◆ Material for the task
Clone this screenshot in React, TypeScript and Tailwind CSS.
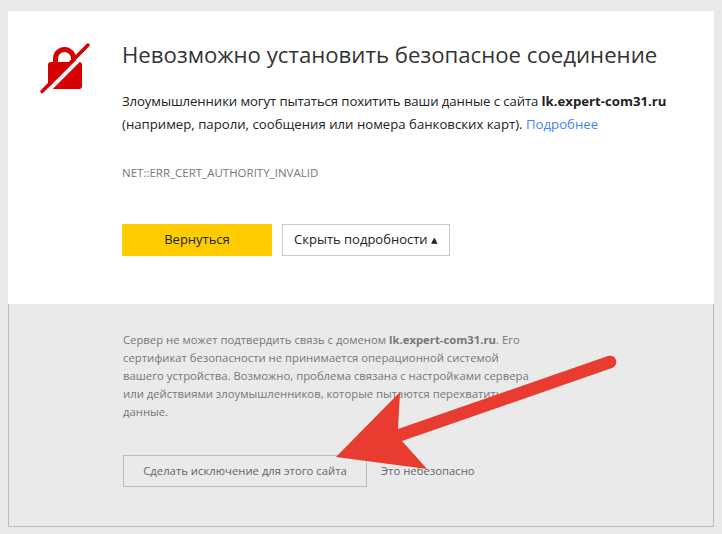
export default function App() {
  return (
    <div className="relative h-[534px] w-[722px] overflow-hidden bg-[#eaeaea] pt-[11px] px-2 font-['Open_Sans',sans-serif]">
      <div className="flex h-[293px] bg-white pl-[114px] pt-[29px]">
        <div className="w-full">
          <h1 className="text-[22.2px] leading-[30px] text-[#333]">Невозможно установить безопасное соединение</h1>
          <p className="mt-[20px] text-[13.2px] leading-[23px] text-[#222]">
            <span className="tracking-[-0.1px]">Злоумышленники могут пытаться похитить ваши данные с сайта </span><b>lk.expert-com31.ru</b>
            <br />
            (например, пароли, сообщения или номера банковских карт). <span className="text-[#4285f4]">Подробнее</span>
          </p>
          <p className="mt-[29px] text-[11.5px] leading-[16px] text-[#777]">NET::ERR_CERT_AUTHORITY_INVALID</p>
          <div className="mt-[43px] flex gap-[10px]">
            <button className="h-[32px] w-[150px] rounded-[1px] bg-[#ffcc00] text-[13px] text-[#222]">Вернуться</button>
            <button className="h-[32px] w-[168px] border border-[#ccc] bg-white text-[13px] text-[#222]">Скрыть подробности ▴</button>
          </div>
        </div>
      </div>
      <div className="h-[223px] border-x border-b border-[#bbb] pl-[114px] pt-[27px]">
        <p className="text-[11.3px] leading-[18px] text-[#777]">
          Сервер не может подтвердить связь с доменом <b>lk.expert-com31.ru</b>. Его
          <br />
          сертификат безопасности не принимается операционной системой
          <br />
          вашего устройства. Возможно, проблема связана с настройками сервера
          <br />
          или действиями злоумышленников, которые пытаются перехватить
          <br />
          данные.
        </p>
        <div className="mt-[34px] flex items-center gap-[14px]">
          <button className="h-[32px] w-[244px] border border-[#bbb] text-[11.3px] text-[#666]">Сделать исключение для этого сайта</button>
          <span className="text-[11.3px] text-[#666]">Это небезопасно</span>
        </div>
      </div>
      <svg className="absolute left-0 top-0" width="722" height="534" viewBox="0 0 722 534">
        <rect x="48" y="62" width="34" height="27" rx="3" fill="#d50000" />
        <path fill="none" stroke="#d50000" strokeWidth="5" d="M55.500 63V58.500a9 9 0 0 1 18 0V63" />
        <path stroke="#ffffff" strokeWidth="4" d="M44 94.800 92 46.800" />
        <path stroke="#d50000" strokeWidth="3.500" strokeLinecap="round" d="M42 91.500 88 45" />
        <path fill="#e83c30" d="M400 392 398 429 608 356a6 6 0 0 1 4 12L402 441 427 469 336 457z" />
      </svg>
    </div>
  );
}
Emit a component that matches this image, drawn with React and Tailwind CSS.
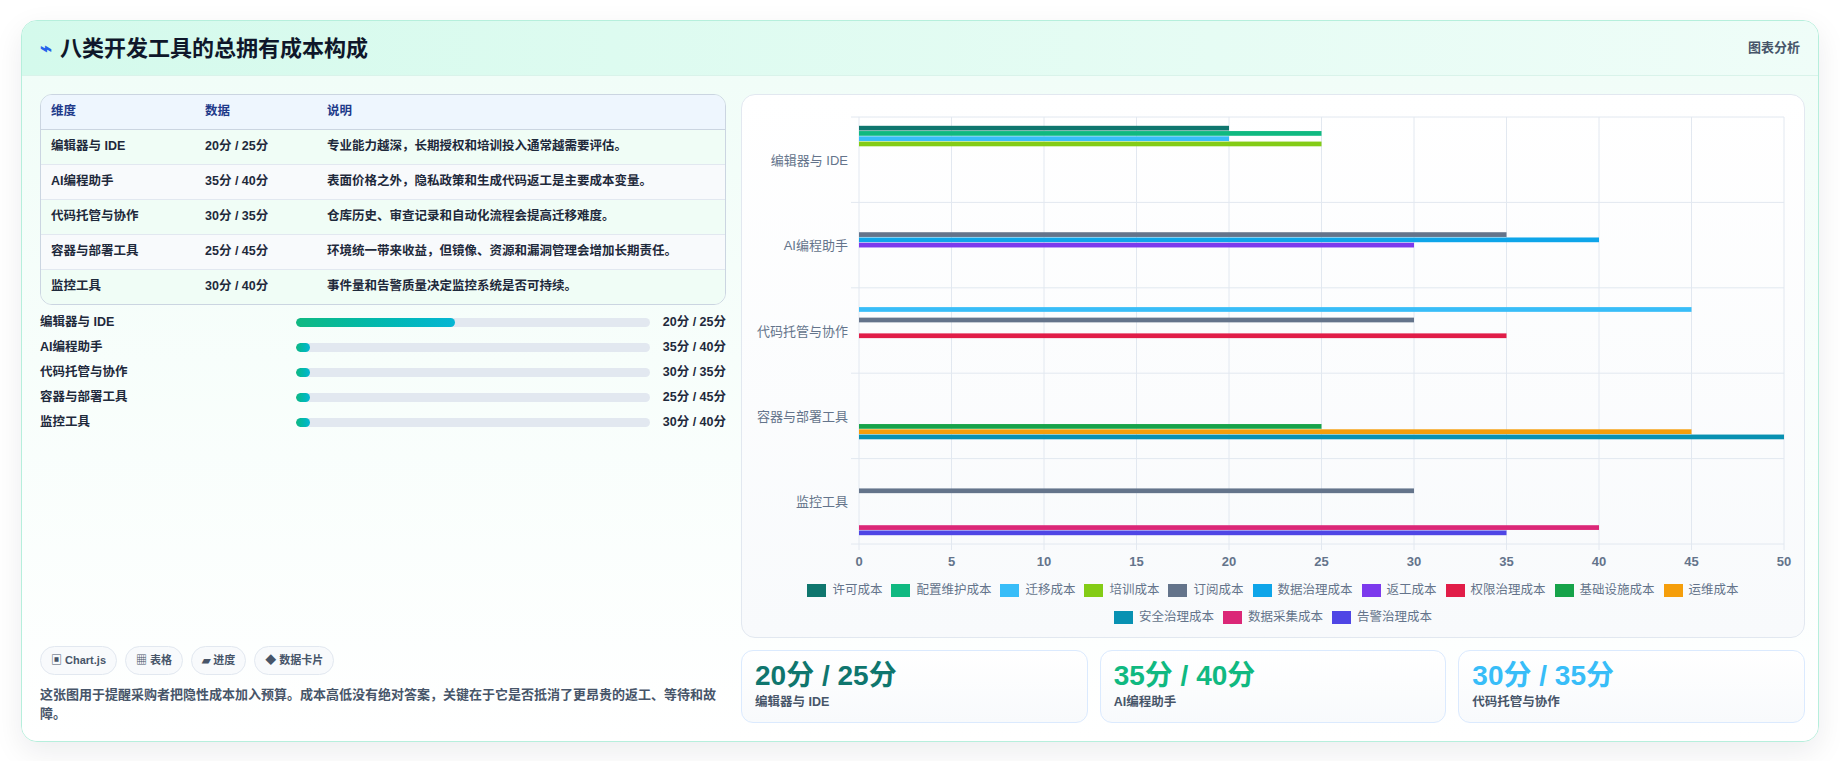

◆ What is asked
Select every line above that contains the word "React", and copy it.

◆ Completed exercise
Clone this screenshot in React, TypeScript and Tailwind CSS.
Emit a component that matches this image, drawn with React and Tailwind CSS.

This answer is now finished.